Your task is to gather the lines below that hold the string "screenshot".

[start of RAW RECORDS]

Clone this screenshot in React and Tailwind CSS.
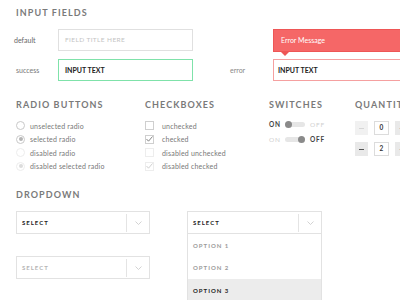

[end of RAW RECORDS]
[start of RAW RECORDS]

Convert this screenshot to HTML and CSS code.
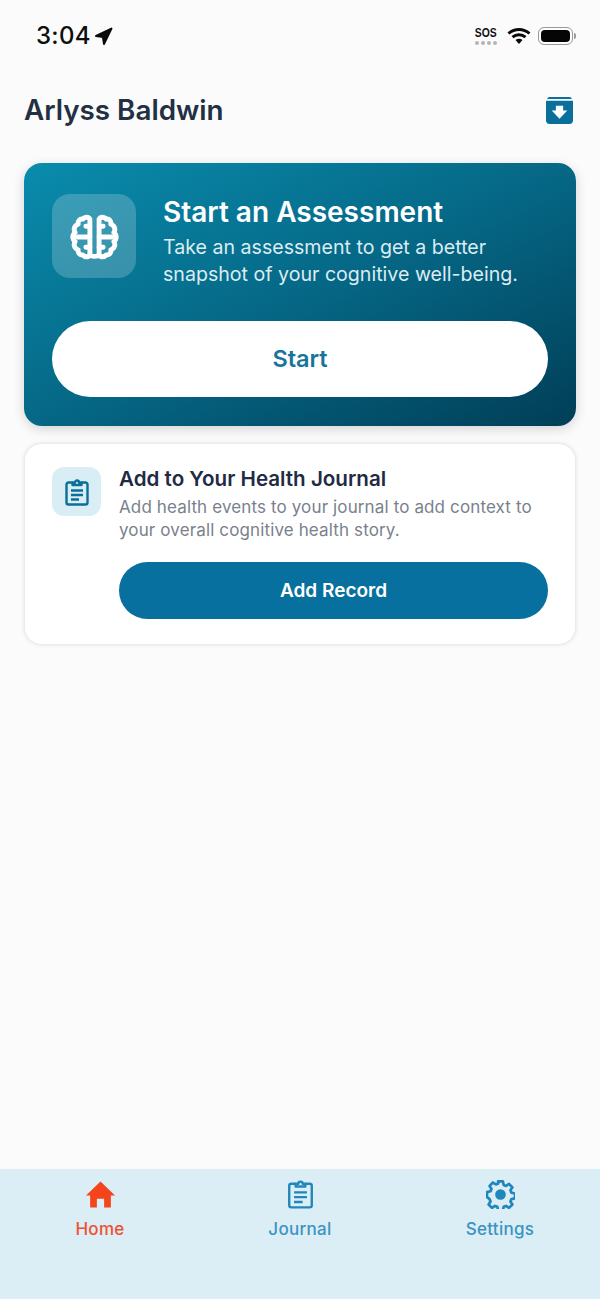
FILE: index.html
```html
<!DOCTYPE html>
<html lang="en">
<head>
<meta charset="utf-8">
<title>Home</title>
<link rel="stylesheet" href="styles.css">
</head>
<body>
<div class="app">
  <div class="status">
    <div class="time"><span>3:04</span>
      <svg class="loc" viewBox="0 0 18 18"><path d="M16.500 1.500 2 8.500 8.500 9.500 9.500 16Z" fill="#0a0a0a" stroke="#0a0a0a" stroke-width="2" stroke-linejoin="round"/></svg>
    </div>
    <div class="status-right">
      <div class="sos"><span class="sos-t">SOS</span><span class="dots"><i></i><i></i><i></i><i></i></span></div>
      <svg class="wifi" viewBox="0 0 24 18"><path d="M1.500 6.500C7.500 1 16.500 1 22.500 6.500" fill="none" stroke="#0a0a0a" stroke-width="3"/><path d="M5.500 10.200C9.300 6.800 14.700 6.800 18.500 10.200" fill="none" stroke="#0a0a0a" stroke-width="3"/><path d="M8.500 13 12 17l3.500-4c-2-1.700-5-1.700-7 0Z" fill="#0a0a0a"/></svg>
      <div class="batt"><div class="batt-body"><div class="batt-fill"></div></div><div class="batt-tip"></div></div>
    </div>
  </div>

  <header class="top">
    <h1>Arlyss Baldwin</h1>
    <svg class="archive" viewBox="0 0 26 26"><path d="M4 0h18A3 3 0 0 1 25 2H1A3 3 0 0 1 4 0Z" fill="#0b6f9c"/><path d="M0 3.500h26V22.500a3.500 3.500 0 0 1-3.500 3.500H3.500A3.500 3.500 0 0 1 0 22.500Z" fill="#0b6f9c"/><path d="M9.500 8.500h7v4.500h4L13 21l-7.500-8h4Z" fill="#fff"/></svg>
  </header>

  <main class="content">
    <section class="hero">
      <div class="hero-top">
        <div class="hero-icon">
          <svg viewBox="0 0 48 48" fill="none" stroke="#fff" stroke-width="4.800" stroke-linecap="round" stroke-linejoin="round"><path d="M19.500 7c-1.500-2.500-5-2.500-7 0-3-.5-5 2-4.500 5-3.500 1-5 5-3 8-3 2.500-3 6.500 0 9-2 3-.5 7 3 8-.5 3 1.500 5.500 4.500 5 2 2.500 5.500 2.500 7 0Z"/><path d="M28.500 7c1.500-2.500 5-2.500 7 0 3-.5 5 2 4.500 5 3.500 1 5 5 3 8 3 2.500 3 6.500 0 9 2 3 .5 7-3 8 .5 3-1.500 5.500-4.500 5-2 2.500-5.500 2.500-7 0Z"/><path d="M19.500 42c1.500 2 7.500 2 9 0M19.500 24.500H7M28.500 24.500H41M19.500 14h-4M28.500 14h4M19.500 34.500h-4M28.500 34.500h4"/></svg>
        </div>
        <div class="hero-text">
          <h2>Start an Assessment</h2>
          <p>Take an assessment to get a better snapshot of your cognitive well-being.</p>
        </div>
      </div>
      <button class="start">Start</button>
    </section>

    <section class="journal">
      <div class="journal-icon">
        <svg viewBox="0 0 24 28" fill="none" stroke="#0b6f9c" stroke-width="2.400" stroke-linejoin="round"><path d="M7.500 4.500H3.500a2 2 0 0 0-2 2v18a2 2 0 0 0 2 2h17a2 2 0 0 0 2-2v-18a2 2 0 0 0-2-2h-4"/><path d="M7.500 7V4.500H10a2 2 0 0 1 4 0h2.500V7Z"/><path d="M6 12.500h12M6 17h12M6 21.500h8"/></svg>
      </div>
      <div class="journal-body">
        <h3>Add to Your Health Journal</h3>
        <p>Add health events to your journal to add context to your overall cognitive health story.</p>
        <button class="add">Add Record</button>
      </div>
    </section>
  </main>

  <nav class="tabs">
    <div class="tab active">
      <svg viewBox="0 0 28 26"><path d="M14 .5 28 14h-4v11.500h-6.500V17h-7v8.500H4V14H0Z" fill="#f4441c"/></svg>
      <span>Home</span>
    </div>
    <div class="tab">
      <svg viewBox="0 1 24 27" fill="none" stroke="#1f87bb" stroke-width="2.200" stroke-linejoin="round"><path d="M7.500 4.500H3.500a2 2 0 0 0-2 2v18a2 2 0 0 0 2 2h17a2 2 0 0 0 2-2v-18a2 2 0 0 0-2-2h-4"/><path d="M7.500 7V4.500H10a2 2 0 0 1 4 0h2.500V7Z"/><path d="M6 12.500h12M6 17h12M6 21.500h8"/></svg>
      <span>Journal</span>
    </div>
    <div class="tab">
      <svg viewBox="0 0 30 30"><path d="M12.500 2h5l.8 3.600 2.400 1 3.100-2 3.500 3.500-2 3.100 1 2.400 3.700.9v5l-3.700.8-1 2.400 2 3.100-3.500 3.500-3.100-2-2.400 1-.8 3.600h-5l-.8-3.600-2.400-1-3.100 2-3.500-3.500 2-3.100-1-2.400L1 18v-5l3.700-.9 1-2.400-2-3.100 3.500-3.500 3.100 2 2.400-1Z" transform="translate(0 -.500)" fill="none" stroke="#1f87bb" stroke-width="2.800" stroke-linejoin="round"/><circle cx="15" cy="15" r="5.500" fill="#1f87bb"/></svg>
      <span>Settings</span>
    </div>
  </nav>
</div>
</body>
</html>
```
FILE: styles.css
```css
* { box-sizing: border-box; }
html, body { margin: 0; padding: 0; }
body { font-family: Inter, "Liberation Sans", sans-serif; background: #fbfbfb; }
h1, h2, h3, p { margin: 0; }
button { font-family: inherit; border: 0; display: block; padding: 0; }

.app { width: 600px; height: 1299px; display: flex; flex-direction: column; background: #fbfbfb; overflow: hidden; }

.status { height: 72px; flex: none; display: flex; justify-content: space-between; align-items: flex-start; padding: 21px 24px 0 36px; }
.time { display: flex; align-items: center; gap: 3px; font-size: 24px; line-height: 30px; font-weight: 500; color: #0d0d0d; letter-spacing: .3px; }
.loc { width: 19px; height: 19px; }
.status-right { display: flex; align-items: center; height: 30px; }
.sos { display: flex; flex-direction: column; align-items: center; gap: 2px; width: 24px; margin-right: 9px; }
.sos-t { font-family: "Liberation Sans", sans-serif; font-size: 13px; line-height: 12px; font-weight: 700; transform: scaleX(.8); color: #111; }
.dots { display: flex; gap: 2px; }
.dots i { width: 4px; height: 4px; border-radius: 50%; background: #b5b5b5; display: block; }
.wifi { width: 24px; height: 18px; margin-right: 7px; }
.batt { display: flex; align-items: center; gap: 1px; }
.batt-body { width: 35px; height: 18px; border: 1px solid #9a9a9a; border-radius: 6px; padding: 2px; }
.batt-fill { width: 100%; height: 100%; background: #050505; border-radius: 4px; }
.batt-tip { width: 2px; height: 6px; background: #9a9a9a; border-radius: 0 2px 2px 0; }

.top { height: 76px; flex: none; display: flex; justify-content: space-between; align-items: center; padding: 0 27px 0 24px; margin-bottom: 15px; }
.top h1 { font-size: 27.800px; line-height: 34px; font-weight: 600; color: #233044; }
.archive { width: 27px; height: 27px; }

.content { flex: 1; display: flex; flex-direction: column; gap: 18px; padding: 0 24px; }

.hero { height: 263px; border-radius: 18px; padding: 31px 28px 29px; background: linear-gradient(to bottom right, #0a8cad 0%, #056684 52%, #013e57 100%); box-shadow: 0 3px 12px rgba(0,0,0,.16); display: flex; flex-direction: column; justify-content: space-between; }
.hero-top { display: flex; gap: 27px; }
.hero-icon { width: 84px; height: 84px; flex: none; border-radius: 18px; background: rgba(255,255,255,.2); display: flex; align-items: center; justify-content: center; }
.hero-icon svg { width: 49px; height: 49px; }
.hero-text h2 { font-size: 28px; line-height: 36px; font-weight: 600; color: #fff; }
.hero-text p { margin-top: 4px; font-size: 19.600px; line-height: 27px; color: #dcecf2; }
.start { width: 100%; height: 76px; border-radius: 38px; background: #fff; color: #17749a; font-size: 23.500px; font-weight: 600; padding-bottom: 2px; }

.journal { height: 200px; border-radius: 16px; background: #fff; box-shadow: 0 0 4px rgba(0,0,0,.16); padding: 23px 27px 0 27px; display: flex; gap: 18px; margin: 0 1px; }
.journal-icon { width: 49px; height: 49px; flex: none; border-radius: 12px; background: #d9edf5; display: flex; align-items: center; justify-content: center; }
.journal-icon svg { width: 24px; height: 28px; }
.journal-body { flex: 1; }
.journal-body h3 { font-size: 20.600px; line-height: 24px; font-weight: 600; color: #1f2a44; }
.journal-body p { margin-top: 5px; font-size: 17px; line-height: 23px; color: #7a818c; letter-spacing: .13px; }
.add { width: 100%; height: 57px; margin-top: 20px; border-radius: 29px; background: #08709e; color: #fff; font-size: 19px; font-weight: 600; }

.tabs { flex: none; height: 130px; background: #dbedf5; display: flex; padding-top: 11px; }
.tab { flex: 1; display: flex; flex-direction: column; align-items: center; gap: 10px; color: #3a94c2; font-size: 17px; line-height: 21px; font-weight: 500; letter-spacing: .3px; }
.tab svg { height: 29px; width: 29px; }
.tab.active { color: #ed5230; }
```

[end of RAW RECORDS]

- _OUTPUT FOR THIS TASK_
Clone this screenshot in React and Tailwind CSS.
Convert this screenshot to HTML and CSS code.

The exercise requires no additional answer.